● THE EXERCISE
Report every line from the material that contains the word "React".

● DATASET EXTRACT

···

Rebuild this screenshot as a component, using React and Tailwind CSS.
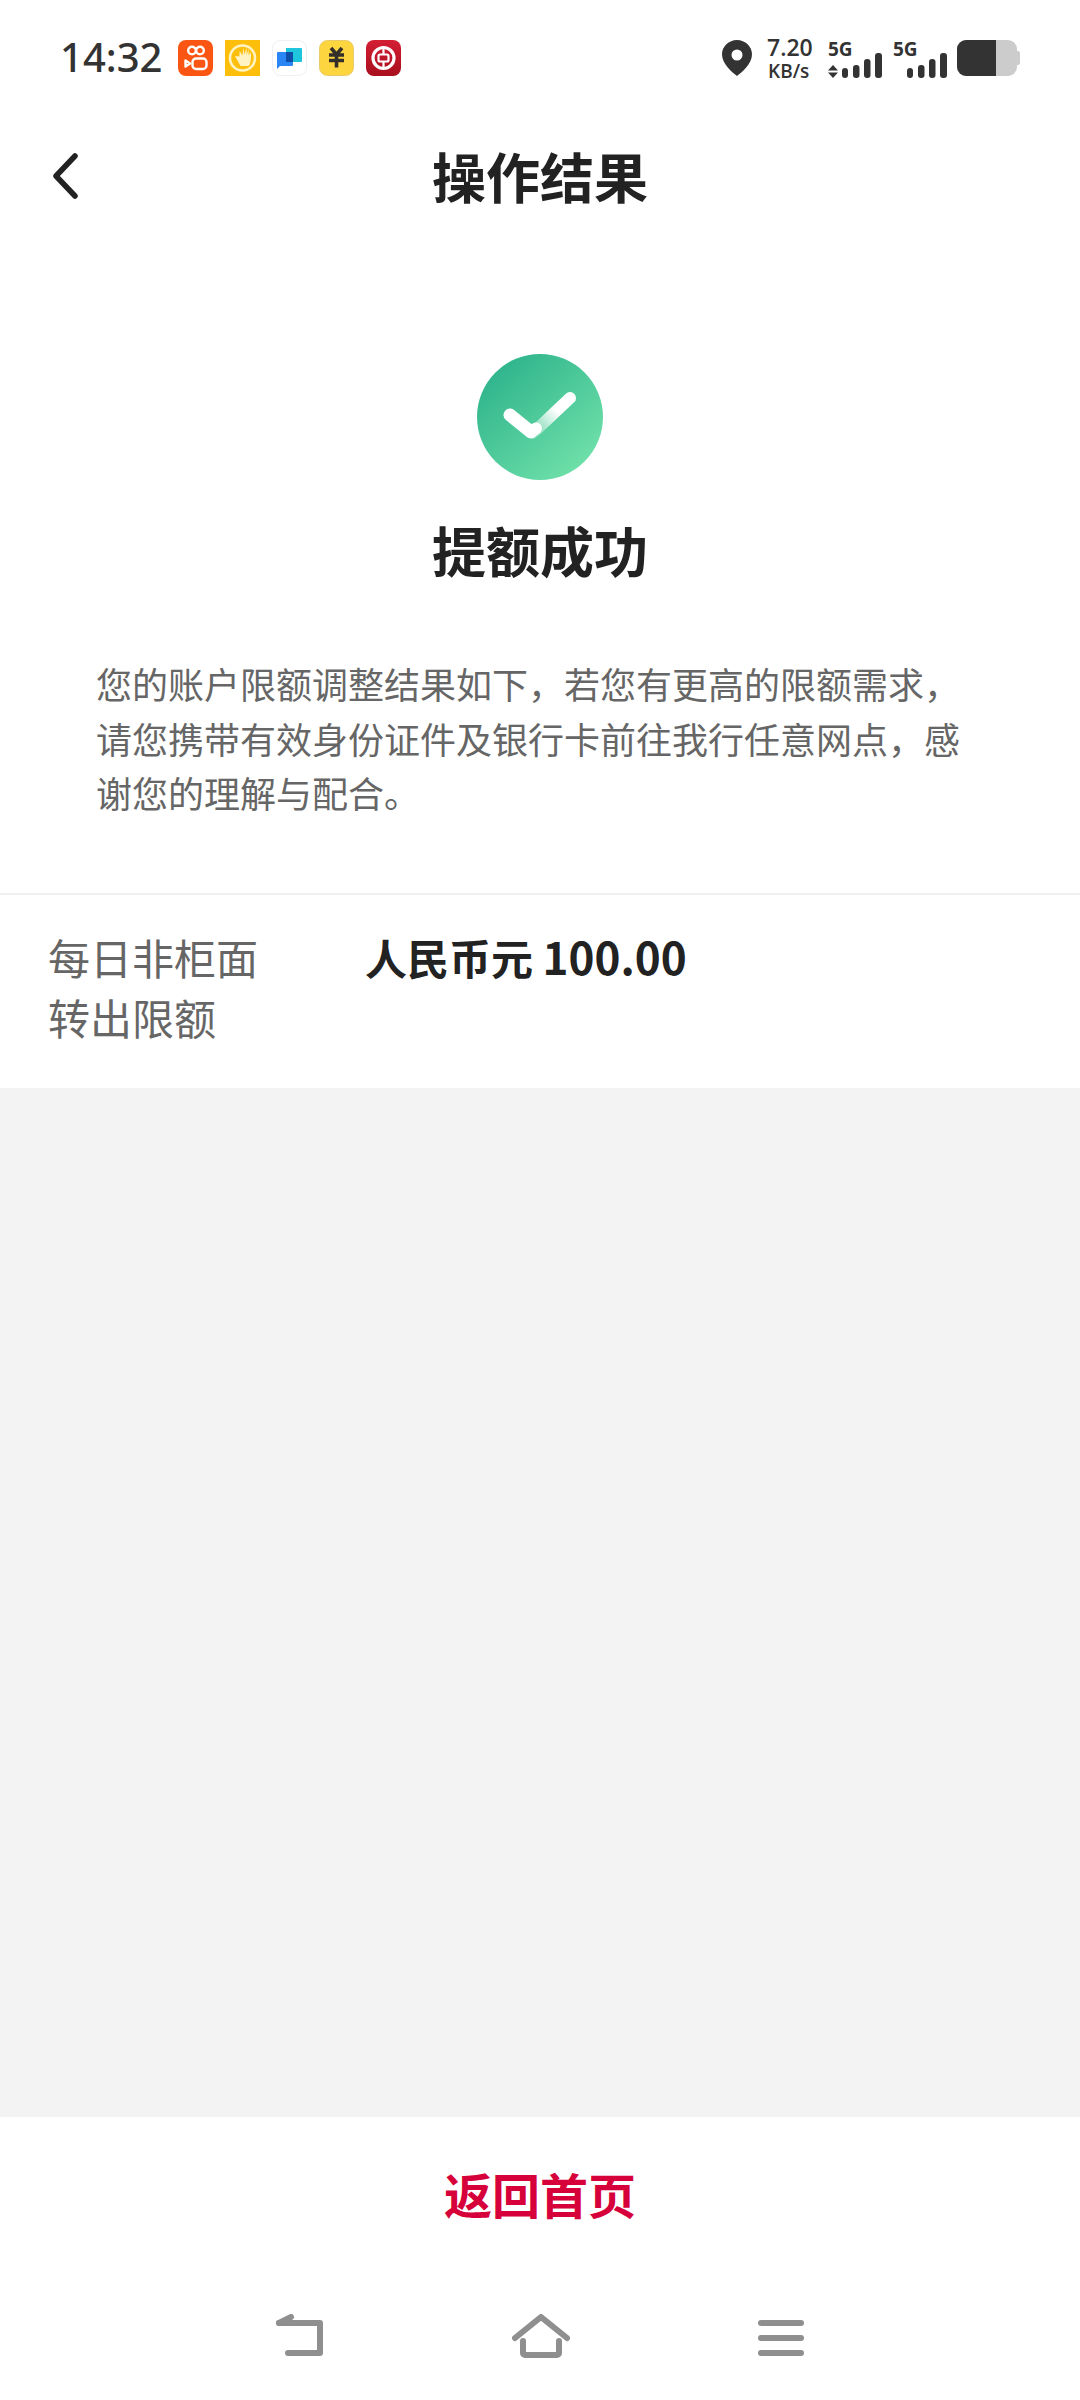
import React from "react";

const cjk = "font-['Noto_Sans_CJK_SC',sans-serif]";

function KuaishouIcon() {
  return (
    <svg width="35" height="36" viewBox="0 0 35 36">
      <rect width="35" height="36" rx="8" fill="#fb5513" />
      <g fill="none" stroke="#fff" strokeWidth="2.4">
        <circle cx="14" cy="10.5" r="3.800" />
        <circle cx="22" cy="10.5" r="3.800" />
        <rect x="14.500" y="18.500" width="14" height="10.500" rx="3.500" />
        <path d="M7.500 20.500l4.500 3-4.500 3z" strokeLinejoin="round" />
      </g>
    </svg>
  );
}

function HandIcon() {
  return (
    <svg width="35" height="36" viewBox="0 0 35 36">
      <rect width="35" height="36" fill="#fdbf0b" />
      <circle cx="17.500" cy="18" r="12.500" fill="none" stroke="#fff3c4" strokeWidth="2.600" />
      <path d="M10 16l5.500 10h8c2-2 2.500-6 2.500-11l-.5-3-1.800 3.500-.2-6.500-1.800 6-.2-7.500-2 7-1.200-6.500-.8 7.500-2.800-4.500-.4 5.500z" fill="#fff3c4" />
    </svg>
  );
}

function ChatIcon() {
  return (
    <svg width="35" height="36" viewBox="0 0 35 36">
      <rect x="0.500" y="0.500" width="34" height="35" rx="8" fill="#fff" stroke="#eeeef4" />
      <path d="M14 8h15a1 1 0 0 1 1 1v12a1 1 0 0 1-1 1H14z" fill="#1ec5dc" />
      <path d="M5 13a1 1 0 0 1 1-1h14a1 1 0 0 1 1 1v12a1 1 0 0 1-1 1H8l-3 3z" fill="#2b86f5" />
      <path d="M14 12h7v10h-7z" fill="#0d4fa8" />
    </svg>
  );
}

function YuanIcon() {
  return (
    <svg width="35" height="36" viewBox="0 0 35 36">
      <rect x="0.500" y="0.500" width="34" height="35" rx="8" fill="#fdd63f" stroke="#eacb6a" />
      <path d="M12 8l5.500 6.500L23 8M10 15h15M10 20.500h15M17.500 14v13.500" fill="none" stroke="#33302a" strokeWidth="3.600" />
    </svg>
  );
}

function BocIcon() {
  return (
    <svg width="35" height="36" viewBox="0 0 35 36">
      <defs>
        <linearGradient id="boc" x1="0" y1="0" x2="0" y2="1">
          <stop offset="0" stopColor="#d41f33" />
          <stop offset="1" stopColor="#a80f1e" />
        </linearGradient>
      </defs>
      <rect width="35" height="36" rx="8" fill="url(#boc)" />
      <circle cx="17.500" cy="18" r="10.500" fill="none" stroke="#fff" strokeWidth="3.200" />
      <rect x="12.500" y="14.500" width="10" height="7" rx="1.500" fill="none" stroke="#fff" strokeWidth="2.200" />
      <path d="M17.500 7v7.500M17.500 21.500V29" stroke="#fff" strokeWidth="2.200" />
    </svg>
  );
}

function Signal({ arrows }) {
  return (
    <svg width="55" height="38" viewBox="0 0 55 38" className="block">
      {arrows && <path d="M5 25l-5 5.500h10zM5 38l-5-5.500h10z" fill="#333" />}
      <rect x="14" y="28" width="6" height="10" rx="3" fill="#333" />
      <rect x="25" y="25" width="6.500" height="13" rx="3" fill="#333" />
      <rect x="36" y="19" width="6.500" height="19" rx="3" fill="#333" />
      <rect x="47" y="13" width="7" height="25" rx="3" fill="#333" />
    </svg>
  );
}

function StatusBar() {
  return (
    <div className="h-[116px] flex items-start pt-[40px] pl-[60px] pr-[60px] text-[#333]">
      <span className="w-[118px] h-[36px] -mt-[1px] text-[40px] leading-[36px] font-medium font-['Noto_Sans',sans-serif]">14:32</span>
      <div className="flex gap-[12px]">
        <KuaishouIcon />
        <HandIcon />
        <ChatIcon />
        <YuanIcon />
        <BocIcon />
      </div>
      <div className="ml-auto flex items-start">
        <svg width="30" height="36" viewBox="0 0 30 36" className="mr-[15px]">
          <path fillRule="evenodd" d="M15 0c8.300 0 15 6.500 15 14.500C30 24 19 33 15 36 11 33 0 24 0 14.500 0 6.500 6.700 0 15 0zm0 9.500a5.500 5.500 0 1 0 0 11 5.500 5.500 0 0 0 0-11z" fill="#333" />
        </svg>
        <div className="w-[61px] flex flex-col font-['Open_Sans',sans-serif] font-semibold">
          <span className="text-[23px] leading-[21px] -mt-[3px]">7.20</span>
          <span className="text-[19px] leading-[18px] mt-[4px] pl-[1px]">KB/s</span>
        </div>
        <div className="relative w-[65px] h-[38px]">
          <span className="absolute left-0 top-[1px] text-[19px] leading-[17px] font-bold font-['Open_Sans',sans-serif]">5G</span>
          <Signal arrows />
        </div>
        <div className="relative w-[64px] h-[38px]">
          <span className="absolute left-0 top-[1px] text-[19px] leading-[17px] font-bold font-['Open_Sans',sans-serif]">5G</span>
          <Signal />
        </div>
        <div className="flex items-center h-[36px]">
          <div className="w-[60px] h-[36px] rounded-[9px] overflow-hidden flex bg-[#cccccc]">
            <div className="w-[39px] bg-[#333333]" />
          </div>
          <div className="w-[3px] h-[14px] rounded-r-[2px] bg-[#cccccc]" />
        </div>
      </div>
    </div>
  );
}

function Header() {
  return (
    <div className="relative h-[124px] flex items-center justify-center pb-[4px]">
      <svg width="26" height="46" viewBox="0 0 26 46" className="absolute left-[52px] top-[37px]">
        <path d="M23 3L4 23l19 20" fill="none" stroke="#222" strokeWidth="5.500" strokeLinecap="round" strokeLinejoin="round" />
      </svg>
      <h1 className="text-[54px] leading-[64px] font-bold text-[#222]">操作结果</h1>
    </div>
  );
}

function SuccessIcon() {
  return (
    <svg width="126" height="126" viewBox="0 0 126 126" className="block">
      <defs>
        <linearGradient id="okBg" x1="0.150" y1="0.100" x2="0.850" y2="0.900">
          <stop offset="0" stopColor="#2fb48c" />
          <stop offset="1" stopColor="#6fe0a9" />
        </linearGradient>
        <linearGradient id="okTail" x1="56" y1="80" x2="93" y2="44" gradientUnits="userSpaceOnUse">
          <stop offset="0" stopColor="#fff" stopOpacity="0.200" />
          <stop offset="0.650" stopColor="#fff" stopOpacity="1" />
        </linearGradient>
      </defs>
      <circle cx="63" cy="63" r="63" fill="url(#okBg)" />
      <path d="M56 79l37-35" fill="none" stroke="url(#okTail)" strokeWidth="12" strokeLinecap="round" />
      <path d="M33 61l21 17" fill="none" stroke="#fff" strokeWidth="13" strokeLinecap="round" />
      <path d="M54 78l5-3.500" fill="none" stroke="#fff" strokeWidth="12" strokeLinecap="round" />
    </svg>
  );
}

export default function App() {
  return (
    <div className={`w-[1080px] h-[2400px] flex flex-col bg-white overflow-hidden ${cjk}`}>
      <StatusBar />
      <Header />

      <div className="flex flex-col items-center pt-[114px]">
        <SuccessIcon />
        <h2 className="mt-[38px] text-[54px] leading-[64px] font-bold text-[#222]">提额成功</h2>
      </div>

      <p className="mt-[74px] pl-[96px] pr-[98px] text-[36px] leading-[54.500px] text-[#666]">
        您的账户限额调整结果如下，若您有更高的限额需求，请您携带有效身份证件及银行卡前往我行任意网点，感谢您的理解与配合。
      </p>

      <div className="mt-[73px] border-t-2 border-[#f0f0f0] flex items-start px-[48px] pt-[31px] h-[195px]">
        <div className="w-[317px] mt-[1px] text-[42px] leading-[60px] text-[#666]">
          <div>每日非柜面</div>
          <div>转出限额</div>
        </div>
        <div className="text-[42px] leading-[60px] font-bold text-[#222]">
          人民币元 <span className="text-[44px]">100.00</span>
        </div>
      </div>

      <div className="flex-1 bg-[#f3f3f3]" />

      <div className="h-[283px] flex flex-col items-center">
        <div className="h-[160px] pb-[8px] flex items-center justify-center text-[48px] font-bold text-[#d6003a]">返回首页</div>
        <div className="flex items-start justify-center gap-[188px] pt-[37px]">
          <svg width="48" height="44" viewBox="0 0 48 44">
            <path d="M3 9h41v30H12" fill="none" stroke="#8f8f8f" strokeWidth="6" strokeLinecap="round" strokeLinejoin="round" />
            <path d="M3 9L15 3" fill="none" stroke="#8f8f8f" strokeWidth="6" strokeLinecap="round" />
          </svg>
          <svg width="58" height="44" viewBox="0 0 58 44">
            <path d="M3 24L29 3l26 21" fill="none" stroke="#8f8f8f" strokeWidth="6" strokeLinecap="round" strokeLinejoin="round" />
            <path d="M11 27v12a2 2 0 0 0 2 2h32a2 2 0 0 0 2-2V27" fill="none" stroke="#8f8f8f" strokeWidth="6" strokeLinecap="round" strokeLinejoin="round" />
          </svg>
          <div className="w-[46px] h-[36px] mt-[6px] flex flex-col justify-between">
            <div className="h-[6px] rounded-full bg-[#8f8f8f]" />
            <div className="h-[6px] rounded-full bg-[#8f8f8f]" />
            <div className="h-[6px] rounded-full bg-[#8f8f8f]" />
          </div>
        </div>
      </div>
    </div>
  );
}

···

● CORRECT RESPONSE
Rebuild this screenshot as a component, using React and Tailwind CSS.
import React from "react";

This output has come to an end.